For this exercise, repeat all of the material verbatim apart from its images.
### Data listing
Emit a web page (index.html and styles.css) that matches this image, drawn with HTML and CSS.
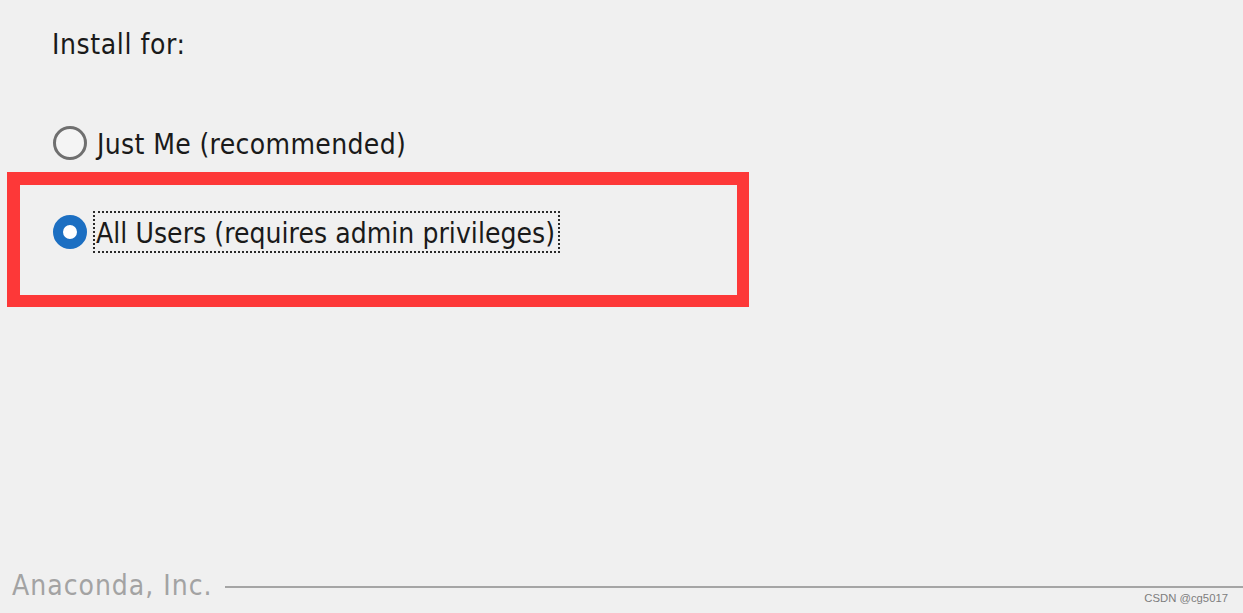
FILE: index.html
```html
<!DOCTYPE html>
<html>
<head>
<meta charset="utf-8">
<link rel="stylesheet" href="styles.css">
</head>
<body>
<div class="page">
  <div class="content">
    <div class="title">Install for:</div>
    <div class="option option-first">
      <span class="radio"></span>
      <span class="label label-plain">Just Me (recommended)</span>
    </div>
    <div class="highlight">
      <div class="option">
        <span class="radio radio-on"></span>
        <span class="label label-focus">All Users (requires admin privileges)</span>
      </div>
    </div>
  </div>
  <div class="footer">
    <span class="brand">Anaconda, Inc.</span>
    <span class="rule"></span>
  </div>
  <div class="watermark">CSDN @cg5017</div>
</div>
</body>
</html>
```

FILE: styles.css
```css
html, body {
  margin: 0;
  padding: 0;
  background: #f0f0f0;
}
.page {
  position: relative;
  width: 1243px;
  height: 613px;
  overflow: hidden;
  display: flex;
  flex-direction: column;
  font-family: "DejaVu Sans Condensed", "DejaVu Sans", sans-serif;
  color: #1a1a1a;
}
.content {
  flex: 1;
  padding-top: 28px;
}
.title {
  margin-left: 52px;
  font-size: 28px;
  letter-spacing: 0.6px;
  line-height: 34px;
}
.option {
  display: flex;
  align-items: center;
  gap: 9px;
}
.option-first {
  margin-left: 53px;
  margin-top: 64px;
}
.radio {
  box-sizing: border-box;
  width: 34px;
  height: 34px;
  border-radius: 50%;
  border: 3px solid #6f6f6f;
  background: #f4f4f4;
  flex: none;
}
.radio-on {
  border: 10px solid #1c6fc2;
  background: #ffffff;
}
.label {
  font-size: 28px;
  line-height: 34px;
}
.label-plain {
  margin-left: 1px;
  padding-top: 4px;
  line-height: 30px;
  letter-spacing: 0.35px;
}
.label-focus {
  border: 2px dotted #2a2a2a;
  padding: 4px 3px 0 1px;
  margin-left: -3px;
  letter-spacing: 0.05px;
}
.highlight {
  box-sizing: border-box;
  margin-left: 7px;
  margin-top: 12px;
  width: 742px;
  height: 135px;
  border: 12px solid #fd3838;
  border-left-width: 13px;
  border-top-width: 13px;
  padding: 26px 0 0 33px;
}
.footer {
  display: flex;
  align-items: center;
  gap: 12px;
  padding-left: 12px;
  height: 34px;
  margin-bottom: 10px;
}
.brand {
  font-size: 28px;
  letter-spacing: 1px;
  color: #a3a3a3;
  line-height: 30px;
}
.rule {
  flex: 1;
  height: 2px;
  background: #a5a5a5;
  margin-top: 2px;
}
.watermark {
  position: absolute;
  right: 15px;
  bottom: 9px;
  font-family: "Liberation Sans", Arial, sans-serif;
  font-size: 11.3px;
  color: #7d7d7d;
}
```
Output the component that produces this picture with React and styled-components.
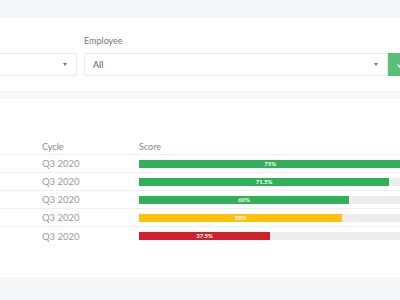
import React from "react";
import styled, { createGlobalStyle } from "styled-components";

const Global = createGlobalStyle`
  html, body { margin: 0; padding: 0; background: #f5f6f8; overflow: hidden; }
  body { font-family: Lato, "Open Sans", sans-serif; }
`;

const Page = styled.div`
  margin-left: -120px;
  width: 625px;
  padding-top: 18px;
  display: flex;
  flex-direction: column;
  gap: 8px;
`;

const Card = styled.div`
  background: #fff;
  padding: ${(p) => p.$pad};
`;

const Filters = styled.div`
  display: flex;
  gap: 7px;
`;

const Field = styled.div`
  display: flex;
  flex-direction: column;
  flex: 0 0 ${(p) => p.$w}px;
`;

const Label = styled.div`
  font-size: 9px;
  line-height: 12px;
  color: #777;
  height: 12px;
  margin-bottom: 6px;
`;

const InputGroup = styled.div`
  display: flex;
`;

const Select = styled.div`
  flex: 1;
  height: 23px;
  box-sizing: border-box;
  border: 1px solid #e9e9e9;
  border-radius: 2px;
  display: flex;
  align-items: center;
  justify-content: space-between;
  padding: 0 9px 0 8px;
  font-size: 9px;
  color: #555;
`;

const Caret = styled.span`
  width: 0;
  height: 0;
  border-left: 2.5px solid transparent;
  border-right: 2.5px solid transparent;
  border-top: 3px solid #777;
`;

const GoButton = styled.div`
  flex: 0 0 101px;
  height: 23px;
  background: #5cbf79;
  border-radius: 0 2px 2px 0;
  display: flex;
  align-items: center;
  padding-left: 8px;
  box-sizing: border-box;
`;

const Table = styled.div`
  display: grid;
  grid-template-columns: 146px 97px 350px;
`;

const Row = styled.div`
  display: contents;
`;

const Cell = styled.div`
  height: ${(p) => (p.$head ? 17 : 18)}px;
  box-sizing: border-box;
  border-bottom: ${(p) => (p.$last ? "none" : "1px solid #efefef")};
  display: flex;
  align-items: center;
  font-size: ${(p) => (p.$head ? 9 : 9.5)}px;
  color: ${(p) => (p.$head ? "#888" : "#9a9a9a")};
`;

const Track = styled.div`
  width: 100%;
  height: 8px;
  background: #ededee;
  display: flex;
`;

const Fill = styled.div`
  height: 100%;
  background: ${(p) => p.$color};
  color: #fff;
  font-size: 6px;
  font-weight: 700;
  display: flex;
  align-items: center;
  justify-content: center;
  line-height: 8px;
`;

const rows = [
  { score: 75, color: "#30b058" },
  { score: 71.5, color: "#30b058" },
  { score: 60, color: "#30b058" },
  { score: 58, color: "#ffc10a" },
  { score: 37.5, color: "#d0202c" },
];

export default function App() {
  return (
    <>
      <Global />
      <Page>
        <Card $pad="17px 16px 15px">
          <Filters>
            <Field $w={181}>
              <Label>Cycle</Label>
              <Select>
                <span>Annual</span>
                <Caret />
              </Select>
            </Field>
            <Field $w={405}>
              <Label>Employee</Label>
              <InputGroup>
                <Select>
                  <span>All</span>
                  <Caret />
                </Select>
                <GoButton>
                  <svg width="12" height="12" viewBox="0 0 24 24" fill="none" stroke="#fff" strokeWidth="2.5" strokeLinecap="round" strokeLinejoin="round">
                    <path d="M4 12l5 5L20 6" />
                  </svg>
                </GoButton>
              </InputGroup>
            </Field>
          </Filters>
        </Card>
        <Card $pad="39px 16px 32px">
          <Table>
            <Row>
              <Cell $head>Name</Cell>
              <Cell $head>Cycle</Cell>
              <Cell $head>Score</Cell>
            </Row>
            {rows.map((r, i) => {
              const last = i === rows.length - 1;
              return (
                <Row key={i}>
                  <Cell $last={last}>Employee</Cell>
                  <Cell $last={last}>Q3 2020</Cell>
                  <Cell $last={last}>
                    <Track>
                      <Fill $color={r.color} style={{ width: `${r.score}%` }}>
                        {r.score}%
                      </Fill>
                    </Track>
                  </Cell>
                </Row>
              );
            })}
          </Table>
        </Card>
      </Page>
    </>
  );
}
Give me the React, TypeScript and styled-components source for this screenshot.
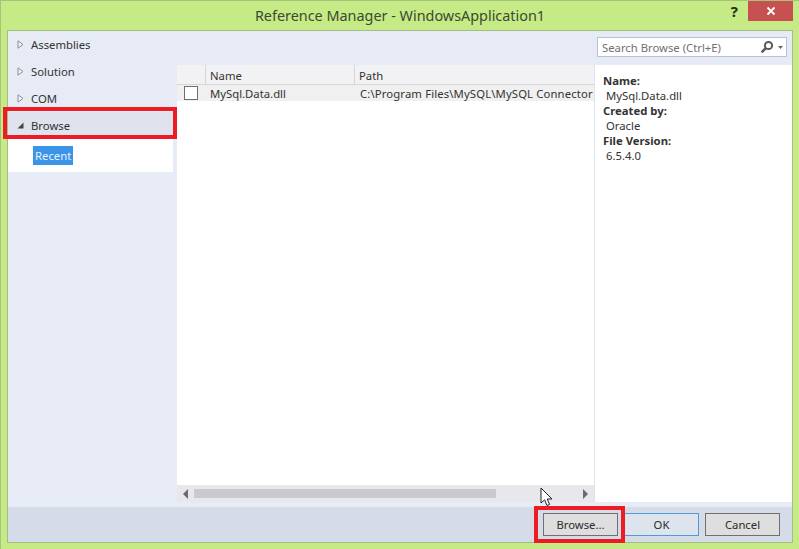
######
→ **Complete answer**:
Emit a web page (index.html and styles.css) that matches this image, drawn with HTML and CSS.
FILE: index.html
```html
<!DOCTYPE html>
<html>
<head>
<meta charset="utf-8">
<link rel="stylesheet" href="styles.css">
</head>
<body>
<div class="page">
  <div class="content">
    <div class="title">Install for:</div>
    <div class="option option-first">
      <span class="radio"></span>
      <span class="label label-plain">Just Me (recommended)</span>
    </div>
    <div class="highlight">
      <div class="option">
        <span class="radio radio-on"></span>
        <span class="label label-focus">All Users (requires admin privileges)</span>
      </div>
    </div>
  </div>
  <div class="footer">
    <span class="brand">Anaconda, Inc.</span>
    <span class="rule"></span>
  </div>
  <div class="watermark">CSDN @cg5017</div>
</div>
</body>
</html>
```

FILE: styles.css
```css
html, body {
  margin: 0;
  padding: 0;
  background: #f0f0f0;
}
.page {
  position: relative;
  width: 1243px;
  height: 613px;
  overflow: hidden;
  display: flex;
  flex-direction: column;
  font-family: "DejaVu Sans Condensed", "DejaVu Sans", sans-serif;
  color: #1a1a1a;
}
.content {
  flex: 1;
  padding-top: 28px;
}
.title {
  margin-left: 52px;
  font-size: 28px;
  letter-spacing: 0.6px;
  line-height: 34px;
}
.option {
  display: flex;
  align-items: center;
  gap: 9px;
}
.option-first {
  margin-left: 53px;
  margin-top: 64px;
}
.radio {
  box-sizing: border-box;
  width: 34px;
  height: 34px;
  border-radius: 50%;
  border: 3px solid #6f6f6f;
  background: #f4f4f4;
  flex: none;
}
.radio-on {
  border: 10px solid #1c6fc2;
  background: #ffffff;
}
.label {
  font-size: 28px;
  line-height: 34px;
}
.label-plain {
  margin-left: 1px;
  padding-top: 4px;
  line-height: 30px;
  letter-spacing: 0.35px;
}
.label-focus {
  border: 2px dotted #2a2a2a;
  padding: 4px 3px 0 1px;
  margin-left: -3px;
  letter-spacing: 0.05px;
}
.highlight {
  box-sizing: border-box;
  margin-left: 7px;
  margin-top: 12px;
  width: 742px;
  height: 135px;
  border: 12px solid #fd3838;
  border-left-width: 13px;
  border-top-width: 13px;
  padding: 26px 0 0 33px;
}
.footer {
  display: flex;
  align-items: center;
  gap: 12px;
  padding-left: 12px;
  height: 34px;
  margin-bottom: 10px;
}
.brand {
  font-size: 28px;
  letter-spacing: 1px;
  color: #a3a3a3;
  line-height: 30px;
}
.rule {
  flex: 1;
  height: 2px;
  background: #a5a5a5;
  margin-top: 2px;
}
.watermark {
  position: absolute;
  right: 15px;
  bottom: 9px;
  font-family: "Liberation Sans", Arial, sans-serif;
  font-size: 11.3px;
  color: #7d7d7d;
}
```
Output the component that produces this picture with React and styled-components.
import React from "react";
import styled, { createGlobalStyle } from "styled-components";

const Global = createGlobalStyle`
  html, body { margin: 0; padding: 0; background: #f5f6f8; overflow: hidden; }
  body { font-family: Lato, "Open Sans", sans-serif; }
`;

const Page = styled.div`
  margin-left: -120px;
  width: 625px;
  padding-top: 18px;
  display: flex;
  flex-direction: column;
  gap: 8px;
`;

const Card = styled.div`
  background: #fff;
  padding: ${(p) => p.$pad};
`;

const Filters = styled.div`
  display: flex;
  gap: 7px;
`;

const Field = styled.div`
  display: flex;
  flex-direction: column;
  flex: 0 0 ${(p) => p.$w}px;
`;

const Label = styled.div`
  font-size: 9px;
  line-height: 12px;
  color: #777;
  height: 12px;
  margin-bottom: 6px;
`;

const InputGroup = styled.div`
  display: flex;
`;

const Select = styled.div`
  flex: 1;
  height: 23px;
  box-sizing: border-box;
  border: 1px solid #e9e9e9;
  border-radius: 2px;
  display: flex;
  align-items: center;
  justify-content: space-between;
  padding: 0 9px 0 8px;
  font-size: 9px;
  color: #555;
`;

const Caret = styled.span`
  width: 0;
  height: 0;
  border-left: 2.5px solid transparent;
  border-right: 2.5px solid transparent;
  border-top: 3px solid #777;
`;

const GoButton = styled.div`
  flex: 0 0 101px;
  height: 23px;
  background: #5cbf79;
  border-radius: 0 2px 2px 0;
  display: flex;
  align-items: center;
  padding-left: 8px;
  box-sizing: border-box;
`;

const Table = styled.div`
  display: grid;
  grid-template-columns: 146px 97px 350px;
`;

const Row = styled.div`
  display: contents;
`;

const Cell = styled.div`
  height: ${(p) => (p.$head ? 17 : 18)}px;
  box-sizing: border-box;
  border-bottom: ${(p) => (p.$last ? "none" : "1px solid #efefef")};
  display: flex;
  align-items: center;
  font-size: ${(p) => (p.$head ? 9 : 9.5)}px;
  color: ${(p) => (p.$head ? "#888" : "#9a9a9a")};
`;

const Track = styled.div`
  width: 100%;
  height: 8px;
  background: #ededee;
  display: flex;
`;

const Fill = styled.div`
  height: 100%;
  background: ${(p) => p.$color};
  color: #fff;
  font-size: 6px;
  font-weight: 700;
  display: flex;
  align-items: center;
  justify-content: center;
  line-height: 8px;
`;

const rows = [
  { score: 75, color: "#30b058" },
  { score: 71.5, color: "#30b058" },
  { score: 60, color: "#30b058" },
  { score: 58, color: "#ffc10a" },
  { score: 37.5, color: "#d0202c" },
];

export default function App() {
  return (
    <>
      <Global />
      <Page>
        <Card $pad="17px 16px 15px">
          <Filters>
            <Field $w={181}>
              <Label>Cycle</Label>
              <Select>
                <span>Annual</span>
                <Caret />
              </Select>
            </Field>
            <Field $w={405}>
              <Label>Employee</Label>
              <InputGroup>
                <Select>
                  <span>All</span>
                  <Caret />
                </Select>
                <GoButton>
                  <svg width="12" height="12" viewBox="0 0 24 24" fill="none" stroke="#fff" strokeWidth="2.5" strokeLinecap="round" strokeLinejoin="round">
                    <path d="M4 12l5 5L20 6" />
                  </svg>
                </GoButton>
              </InputGroup>
            </Field>
          </Filters>
        </Card>
        <Card $pad="39px 16px 32px">
          <Table>
            <Row>
              <Cell $head>Name</Cell>
              <Cell $head>Cycle</Cell>
              <Cell $head>Score</Cell>
            </Row>
            {rows.map((r, i) => {
              const last = i === rows.length - 1;
              return (
                <Row key={i}>
                  <Cell $last={last}>Employee</Cell>
                  <Cell $last={last}>Q3 2020</Cell>
                  <Cell $last={last}>
                    <Track>
                      <Fill $color={r.color} style={{ width: `${r.score}%` }}>
                        {r.score}%
                      </Fill>
                    </Track>
                  </Cell>
                </Row>
              );
            })}
          </Table>
        </Card>
      </Page>
    </>
  );
}
Give me the React, TypeScript and styled-components source for this screenshot.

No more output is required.